Until I Bleed Out is the final video in the sequence (at least for now — it is also the final song on the album). It works as a kind of coda (since The Weeknd’s character was killed in the preceding video, we can see this one as sort of an afterlife; or, given the title, as a prolongation of the actual moment of death). The music is slow and sad, with only a weak beat — this is not dance music, but rather something like falling-into-a-stupor music. The video’s location is a party in some sort of swanky mansion. There’s a rotating platform, and the air is filled with confetti and balloons. Abel looks completely out of it; he stumbles around in a daze, and falls down several times.
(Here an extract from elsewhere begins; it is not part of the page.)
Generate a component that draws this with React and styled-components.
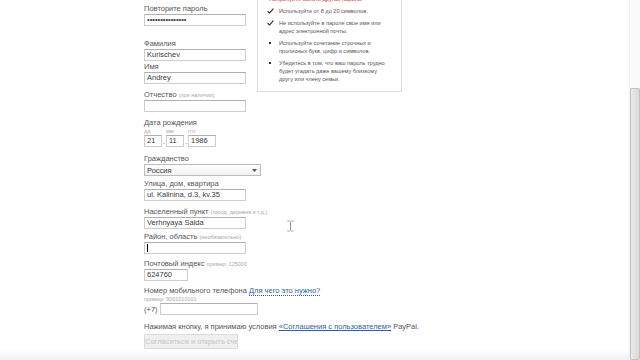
import { createGlobalStyle, styled } from "styled-components";

const GlobalStyle = createGlobalStyle`
	html, body {
		margin: 0;
		padding: 0;
		background: #fff;
	}
	body {
		font-family: "Liberation Sans", Arial, sans-serif;
		color: #444;
	}
`;

const tips = [
	{ mark: "check", text: "Используйте от 8 до 20 символов." },
	{ mark: "check", text: "Не используйте в пароле свое имя или адрес электронной почты." },
	{ mark: "dot", text: "Используйте сочетание строчных и прописных букв, цифр и символов." },
	{ mark: "dot", text: "Убедитесь в том, что ваш пароль трудно будет угадать даже вашему близкому другу или члену семьи." },
];

export default function App() {
	return (
		<>
			<GlobalStyle />
			<ScWindow>
				<ScPage>
					<ScTop>
						<ScColumn>
							<ScField>
								<ScLabel>Повторите пароль</ScLabel>
								<ScInput $width={102}>•••••••••••••••</ScInput>
							</ScField>
							<ScField $top={13}>
								<ScLabel>Фамилия</ScLabel>
								<ScInput $width={102}>Kurischev</ScInput>
							</ScField>
							<ScField $top={1}>
								<ScLabel>Имя</ScLabel>
								<ScInput $width={102}>Andrey</ScInput>
							</ScField>
							<ScField $top={6}>
								<ScLabel>
									Отчество <ScHint>(при наличии)</ScHint>
								</ScLabel>
								<ScInput $width={102} />
							</ScField>
						</ScColumn>
						<ScTips>
							<ScTipsTitle>Попробуйте ввести другой пароль.</ScTipsTitle>
							{tips.map((tip) => (
								<ScTip key={tip.text}>
									<ScMark>
										{tip.mark === "check" ? (
											<svg width="7" height="6" viewBox="0 0 7 6">
												<path d="M0.6 3.2 L2.6 5 L6.4 0.6" fill="none" stroke="#333" strokeWidth="1.2" />
											</svg>
										) : (
											<ScDot />
										)}
									</ScMark>
									<span>{tip.text}</span>
								</ScTip>
							))}
						</ScTips>
					</ScTop>

					<ScField $top={6}>
						<ScLabel>Дата рождения</ScLabel>
						<ScDateRow>
							<ScDatePart>
								<ScSmall>дд</ScSmall>
								<ScInput $width={18}>21</ScInput>
							</ScDatePart>
							<ScDot2>.</ScDot2>
							<ScDatePart>
								<ScSmall>мм</ScSmall>
								<ScInput $width={18}>11</ScInput>
							</ScDatePart>
							<ScDot2>.</ScDot2>
							<ScDatePart>
								<ScSmall>гггг</ScSmall>
								<ScInput $width={28}>1986</ScInput>
							</ScDatePart>
						</ScDateRow>
					</ScField>

					<ScField $top={7}>
						<ScLabel>Гражданство</ScLabel>
						<ScSelect>
							<span>Россия</span>
							<svg width="5" height="3" viewBox="0 0 5 3">
								<path d="M0 0 H5 L2.5 3 Z" fill="#555" />
							</svg>
						</ScSelect>
					</ScField>

					<ScField $top={3}>
						<ScLabel>Улица, дом, квартира</ScLabel>
						<ScInput $width={102}>ul. Kalinina, d.3, kv.35</ScInput>
					</ScField>

					<ScField $top={6}>
						<ScLabel>
							Населенный пункт <ScHint>(город, деревня и т.д.)</ScHint>
						</ScLabel>
						<ScInput $width={102}>Verhnyaya Salda</ScInput>
					</ScField>

					<ScField $top={3}>
						<ScLabel>
							Район, область <ScHint>(необязательно)</ScHint>
						</ScLabel>
						<ScInput $width={102}>
							<ScCaret />
						</ScInput>
					</ScField>

					<ScField $top={5}>
						<ScLabel>
							Почтовый индекс <ScHint>пример: 125000</ScHint>
						</ScLabel>
						<ScInput $width={44}>624760</ScInput>
					</ScField>

					<ScField $top={5}>
						<ScLabel>
							Номер мобильного телефона <ScDotted>Для чего это нужно?</ScDotted>
						</ScLabel>
						<ScSmall>пример: 9001010101</ScSmall>
						<ScPhoneRow>
							<span>(+7)</span>
							<ScInput $width={98} />
						</ScPhoneRow>
					</ScField>

					<ScAgree>
						Нажимая кнопку, я принимаю условия <ScLink>«Соглашения с пользователем»</ScLink> PayPal.
					</ScAgree>

					<ScButton disabled>Согласиться и открыть счет</ScButton>
					<ScFooter />

					<ScPointer width="7" height="12" viewBox="0 0 7 12">
						<path d="M0.5 0.5 H2.5 L3.5 1.5 L4.5 0.5 H6.5 V1.5 H4 V10.5 H6.5 V11.5 H4.5 L3.5 10.5 L2.5 11.5 H0.5 V10.5 H3 V1.5 H0.5 Z" fill="#222" stroke="#fff" strokeWidth="0.6" />
					</ScPointer>
				</ScPage>
				<ScScrollbar>
					<ScTrack />
					<ScThumb />
				</ScScrollbar>
			</ScWindow>
		</>
	);
}

const ScWindow = styled.div`
	width: 640px;
	height: 360px;
	display: flex;
	overflow: hidden;
`;

const ScPage = styled.div`
	position: relative;
	flex: 1;
	padding: 4px 0 0 144px;
	display: flex;
	flex-direction: column;
	align-items: flex-start;
	font-size: 7.5px;
`;

const ScTop = styled.div`
	display: flex;
	align-items: flex-start;
`;

const ScColumn = styled.div`
	width: 113px;
	display: flex;
	flex-direction: column;
`;

const ScField = styled.div`
	display: flex;
	flex-direction: column;
	margin-top: ${(p) => p.$top || 0}px;
`;

const ScLabel = styled.div`
	height: 10px;
	line-height: 9px;
	font-size: 7.5px;
	color: #555;
	white-space: nowrap;
`;

const ScHint = styled.span`
	font-size: 5.5px;
	color: #a8a8a8;
`;

const ScSmall = styled.div`
	height: 7px;
	line-height: 6px;
	font-size: 5.5px;
	color: #a8a8a8;
	white-space: nowrap;
`;

const ScInput = styled.div`
	box-sizing: border-box;
	width: ${(p) => p.$width}px;
	height: 12px;
	border: 1px solid #cdcdcd;
	border-top-color: #b0b0b0;
	background: #fff;
	padding: 0 2px;
	line-height: 10px;
	font-size: 7.5px;
	color: #3a3a3a;
	white-space: nowrap;
	overflow: hidden;
	display: flex;
	align-items: center;
`;

const ScCaret = styled.span`
	width: 1px;
	height: 8px;
	background: #000;
`;

const ScDateRow = styled.div`
	display: flex;
	align-items: flex-end;
`;

const ScDatePart = styled.div`
	display: flex;
	flex-direction: column;
`;

const ScDot2 = styled.span`
	width: 4px;
	text-align: center;
	line-height: 10px;
	font-size: 8px;
	color: #555;
`;

const ScSelect = styled.div`
	box-sizing: border-box;
	width: 117px;
	height: 12px;
	border: 1px solid #bcbcbc;
	background: linear-gradient(#fff, #f3f3f3);
	padding: 0 3px 0 2px;
	display: flex;
	align-items: center;
	justify-content: space-between;
	font-size: 7.5px;
	color: #3a3a3a;
`;

const ScPhoneRow = styled.div`
	display: flex;
	align-items: center;
	gap: 2px;
	font-size: 7.5px;
	color: #555;
`;

const ScDotted = styled.span`
	color: #2a5ea8;
	border-bottom: 1px dotted #2a5ea8;
`;

const ScLink = styled.span`
	color: #2a5ea8;
	text-decoration: underline;
`;

const ScAgree = styled.div`
	margin-top: 7px;
	line-height: 9px;
	font-size: 7.5px;
	color: #555;
	white-space: nowrap;
`;

const ScButton = styled.button`
	margin-top: 3px;
	width: 94px;
	height: 15px;
	padding: 0;
	border: 1px solid #dcdcdc;
	border-radius: 1px;
	background: #efefef;
	font-family: "Liberation Sans", Arial, sans-serif;
	font-size: 7.5px;
	color: #c6c6c6;
	white-space: nowrap;
	overflow: hidden;
`;

const ScFooter = styled.div`
	align-self: stretch;
	margin: 2px 0 0 -144px;
	flex: 1;
	background: linear-gradient(#fbfcfd, #eef1f5);
`;

const ScTips = styled.div`
	box-sizing: border-box;
	width: 145px;
	margin-top: -14px;
	padding: 4px 14px 8px 8px;
	border: 1px solid #dedede;
	background: #fff;
	display: flex;
	flex-direction: column;
	gap: 4px;
`;

const ScTipsTitle = styled.div`
	padding-left: 3px;
	line-height: 8px;
	font-size: 5.8px;
	color: #c0303a;
`;

const ScTip = styled.div`
	display: flex;
	gap: 5px;
	line-height: 8px;
	font-size: 5.6px;
	color: #555;
`;

const ScMark = styled.span`
	flex: 0 0 8px;
	height: 8px;
	display: flex;
	align-items: center;
	justify-content: center;
`;

const ScDot = styled.span`
	width: 2px;
	height: 2px;
	background: #333;
`;

const ScPointer = styled.svg`
	position: absolute;
	left: 287px;
	top: 220px;
`;

const ScScrollbar = styled.div`
	width: 10px;
	display: flex;
	flex-direction: column;
	border-left: 1px solid #f0f0f0;
	background: #fafafa;
`;

const ScTrack = styled.div`
	height: 88px;
	background: #fbfbfb;
`;

const ScThumb = styled.div`
	flex: 1;
	box-sizing: border-box;
	border: 1px solid #c3c3c3;
	border-radius: 1px;
	background: linear-gradient(90deg, #e9e9e9, #dadada);
`;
There are many shots of things rotating around in a blur. Some of the other partygoers seem to be pushing Abel around, for no discernible reason. Towards the end of the video, shots in the mansion are intercut with shots in which Abel seems to be stumbling around in a desolate outdoor area, at night, electrically lit in the distance. He falls down again, and the camera circles around him from above. There are more shots of the party, and of blurry rotations; then the video ends with a medium closeup of Abel, the background seeming to rotate behind him, and a cut to a brief shot of what looks like film disintegrating. The journey is over.